Example 2: Use faster setup with load_data_target_train_test_split
from scikit_longitudinal.data_preparation import LongitudinalDataset
from sklearn.metrics import accuracy_score

# Define your dataset
input_file = './stroke.csv'

# Initialise the LongitudinalDataset
dataset = LongitudinalDataset(input_file)

# Load data, target, and train-test split in one call
dataset.load_data_target_train_test_split(
    target_column="stroke_wave_2",
    test_size=0.2,
    random_state=42
)

# Set up feature groups
dataset.setup_features_group("elsa") # (1)

# Access the properties
X_train = dataset.X_train
X_test = dataset.X_test
y_train = dataset.y_train
y_test = dataset.y_test

# Example model training (using a simple model for demonstration)
from scikit_longitudinal.estimators.tree import LexicoDecisionTreeClassifier

clf = LexicoDecisionTreeClassifier(feature_groups=dataset.feature_groups())
clf.fit(X_train, y_train)
y_pred = clf.predict(X_test)

accuracy = accuracy_score(y_test, y_pred)
  1. Note that you could have instantiated the features group manually. features_group = [[0, 1], [2, 3]] would have been equivalent to dataset.setup_features_group("elsa") in this very scenario. While the non_longitudinal_features could have been non_longitudinal_features = [4, 5]. However, the elsa pre-sets do it for you.

Example 2: Using Custom Feature Groups (different data to Elsa for exemple)

Example 2: Using Custom Feature Groups
from scikit_longitudinal.data_preparation import LongitudinalDataset
from sklearn.metrics import accuracy_score

# Define your dataset
input_file = './stroke.csv'

# Initialise the LongitudinalDataset
dataset = LongitudinalDataset(input_file)

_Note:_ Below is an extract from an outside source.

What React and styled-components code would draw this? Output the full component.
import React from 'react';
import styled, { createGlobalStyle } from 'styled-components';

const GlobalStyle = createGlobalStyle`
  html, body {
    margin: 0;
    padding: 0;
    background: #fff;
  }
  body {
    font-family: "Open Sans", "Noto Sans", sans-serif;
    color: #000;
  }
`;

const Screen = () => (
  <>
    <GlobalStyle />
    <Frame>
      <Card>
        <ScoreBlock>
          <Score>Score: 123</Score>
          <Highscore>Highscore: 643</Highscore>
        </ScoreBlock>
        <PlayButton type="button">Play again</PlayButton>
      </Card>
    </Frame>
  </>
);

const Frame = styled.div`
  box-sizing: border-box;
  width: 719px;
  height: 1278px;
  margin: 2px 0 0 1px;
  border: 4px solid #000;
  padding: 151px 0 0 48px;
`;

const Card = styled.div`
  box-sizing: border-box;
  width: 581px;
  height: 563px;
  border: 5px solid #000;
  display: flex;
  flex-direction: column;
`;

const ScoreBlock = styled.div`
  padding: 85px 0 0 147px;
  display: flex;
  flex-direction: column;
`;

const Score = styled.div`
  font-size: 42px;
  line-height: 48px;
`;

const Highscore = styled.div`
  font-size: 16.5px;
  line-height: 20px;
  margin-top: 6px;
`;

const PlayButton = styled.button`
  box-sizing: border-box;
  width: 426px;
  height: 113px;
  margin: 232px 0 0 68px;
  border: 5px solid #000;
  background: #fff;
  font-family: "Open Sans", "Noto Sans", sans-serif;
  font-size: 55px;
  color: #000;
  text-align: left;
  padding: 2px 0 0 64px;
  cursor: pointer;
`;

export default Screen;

# Load data, target, and train-test split in one call
dataset.load_data_target_train_test_split(
    target_column="stroke_wave_2",
    test_size=0.2,
    random_state=42
)

# Define custom feature groups
custom_feature_groups = [
    [0, 1],  # Example group for a longitudinal attribute
    [2, 3]   # Another example group for a different longitudinal attribute
]

# Set up custom feature groups
dataset.setup_features_group(custom_feature_groups) # (1)

# Access the properties
X_train = dataset.X_train
X_test = dataset.X_test
y_train = dataset.y_train
y_test = dataset.y_test

# Example model training (using a simple model for demonstration)
from scikit_longitudinal.estimators.tree import LexicoDecisionTreeClassifier

clf = LexicoDecisionTreeClassifier(feature_groups=dataset.feature_groups())
clf.fit(X_train, y_train)
y_pred = clf.predict(X_test)

accuracy = accuracy_score(y_test, y_pred)
  1. Note that the non-longitudinal features are not included in the custom feature groups. They are automatically detected and stored in the non_longitudinal_features attribute.

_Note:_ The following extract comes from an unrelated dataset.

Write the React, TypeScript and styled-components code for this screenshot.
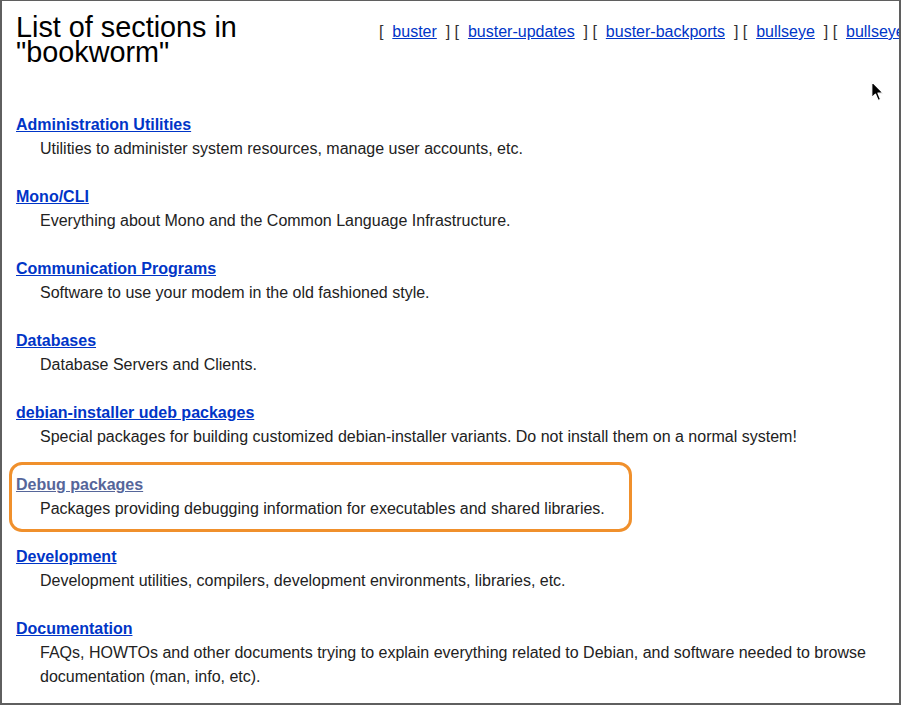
import React from "react";
import styled, { createGlobalStyle, css } from "styled-components";

const GlobalStyle = createGlobalStyle`
  html, body {
    margin: 0;
    padding: 0;
    background: #ffffff;
  }
  body {
    font-family: "Liberation Sans", Arial, sans-serif;
    color: #222222;
  }
`;

const Frame = styled.div`
  position: relative;
  width: 901px;
  height: 705px;
  box-sizing: border-box;
  border-top: 1px solid #5f5f5f;
  border-left: 2px solid #5f5f5f;
  border-right: 2px solid #5f5f5f;
  border-bottom: 2px solid #5f5f5f;
  overflow: hidden;
  background: #ffffff;
`;

const Header = styled.header`
  display: flex;
  align-items: baseline;
  padding-left: 14px;
`;

const Title = styled.h1`
  flex: 0 0 363px;
  margin: 14px 0 0 0;
  font-size: 28.8px;
  line-height: 24.6px;
  font-weight: 400;
  color: #000000;
`;

const SuiteNav = styled.nav`
  flex: 1 1 auto;
  white-space: pre;
  font-size: 16px;
  line-height: 24px;
  color: #333333;
  overflow: hidden;
`;

const SuiteLink = styled.a`
  color: #0035c7;
  text-decoration: underline;
`;

const SectionList = styled.dl`
  margin: 49px 0 0 0;
  padding: 0 14px;
  font-size: 16px;
  line-height: 24px;
`;

const Section = styled.div<{ $highlighted?: boolean }>`
  position: relative;
  ${(p) =>
    p.$highlighted &&
    css`
      &::before {
        content: "";
        position: absolute;
        left: -7px;
        top: -11px;
        width: 623px;
        height: 70px;
        box-sizing: border-box;
        border: 3px solid #f0902c;
        border-radius: 13px;
        pointer-events: none;
      }
    `}
`;

const SectionTitle = styled.dt`
  font-weight: 700;
`;

const SectionLink = styled.a<{ $visited?: boolean }>`
  color: ${(p) => (p.$visited ? "#56669a" : "#0035c7")};
  text-decoration: underline;
`;

const SectionDesc = styled.dd`
  margin: 0 0 24px 24px;
  color: #222222;
`;

const Cursor = styled.svg`
  position: absolute;
  left: 868px;
  top: 79px;
`;

const suites = ["buster", "buster-updates", "buster-backports", "bullseye", "bullseye-updates", "bullseye-backports"];

const sections: { name: string; desc: string; visited?: boolean }[] = [
  { name: "Administration Utilities", desc: "Utilities to administer system resources, manage user accounts, etc." },
  { name: "Mono/CLI", desc: "Everything about Mono and the Common Language Infrastructure." },
  { name: "Communication Programs", desc: "Software to use your modem in the old fashioned style." },
  { name: "Databases", desc: "Database Servers and Clients." },
  {
    name: "debian-installer udeb packages",
    desc: "Special packages for building customized debian-installer variants. Do not install them on a normal system!",
  },
  {
    name: "Debug packages",
    desc: "Packages providing debugging information for executables and shared libraries.",
    visited: true,
  },
  { name: "Development", desc: "Development utilities, compilers, development environments, libraries, etc." },
  {
    name: "Documentation",
    desc: "FAQs, HOWTOs and other documents trying to explain everything related to Debian, and software needed to browse documentation (man, info, etc).",
  },
];

export default function App() {
  return (
    <>
      <GlobalStyle />
      <Frame>
        <Header>
          <Title>
            List of sections in
            <br />
            "bookworm"
          </Title>
          <SuiteNav>
            {suites.map((s, i) => (
              <React.Fragment key={s}>
                {i > 0 ? " " : ""}[{"  "}
                <SuiteLink href="#">{s}</SuiteLink>
                {"  "}]
              </React.Fragment>
            ))}
          </SuiteNav>
        </Header>
        <SectionList>
          {sections.map((s) => (
            <Section key={s.name} $highlighted={s.visited}>
              <SectionTitle>
                <SectionLink href="#" $visited={s.visited}>
                  {s.name}
                </SectionLink>
              </SectionTitle>
              <SectionDesc>{s.desc}</SectionDesc>
            </Section>
          ))}
        </SectionList>
        <Cursor width="15" height="23" viewBox="0 0 14 22">
          <path
            d="M1.5 1.5 L1.5 17 L5 13.5 L7.6 19.6 L10 18.6 L7.5 12.6 L12.4 12.6 Z"
            fill="#000000"
            stroke="#ffffff"
            strokeWidth="1.2"
            strokeLinejoin="round"
          />
        </Cursor>
      </Frame>
    </>
  );
}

Example 3: Print my feature groups and non-longitudinal features

Example 3: Print my feature groups and non-longitudinal features
# Define your dataset
input_file = './stroke.csv'

# Initialise the LongitudinalDataset
dataset = LongitudinalDataset(input_file)

# Load data, target, and train-test split in one call
dataset.load_data_target_train_test_split(
    target_column="stroke_wave_2",
    test_size=0.2,
    random_state=42
)

# Set up feature groups
dataset.setup_features_group("elsa") # (1)

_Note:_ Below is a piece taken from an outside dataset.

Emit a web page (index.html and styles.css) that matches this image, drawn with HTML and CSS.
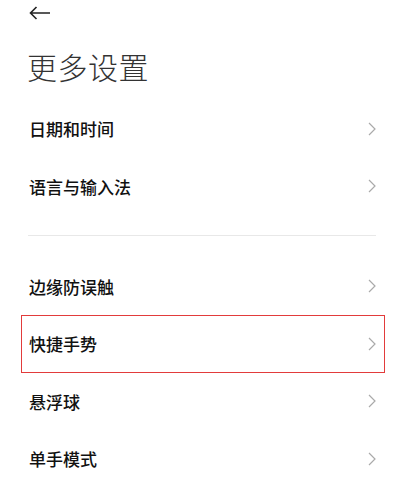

# Print feature groups and non-longitudinal features (indices-focused)
print(f"Feature groups (indices): {dataset.feature_groups()}")
print(f"Non-longitudinal features (indices): {dataset.non_longitudinal_features()}")

# Print feature groups and non-longitudinal features (names-focused)
print(f"Feature groups (names): {dataset.feature_groups(names=True)}")
print(f"Non-longitudinal features (names): {dataset.non_longitudinal_features(names=True)}")
  1. Note that you could have instantiated the features group manually. features_group = [[0, 1], [2, 3]] would have been equivalent to dataset.setup_features_group("elsa") in this very scenario. While the non_longitudinal_features could have been non_longitudinal_features = [4, 5]. However, the elsa pre-sets do it for you.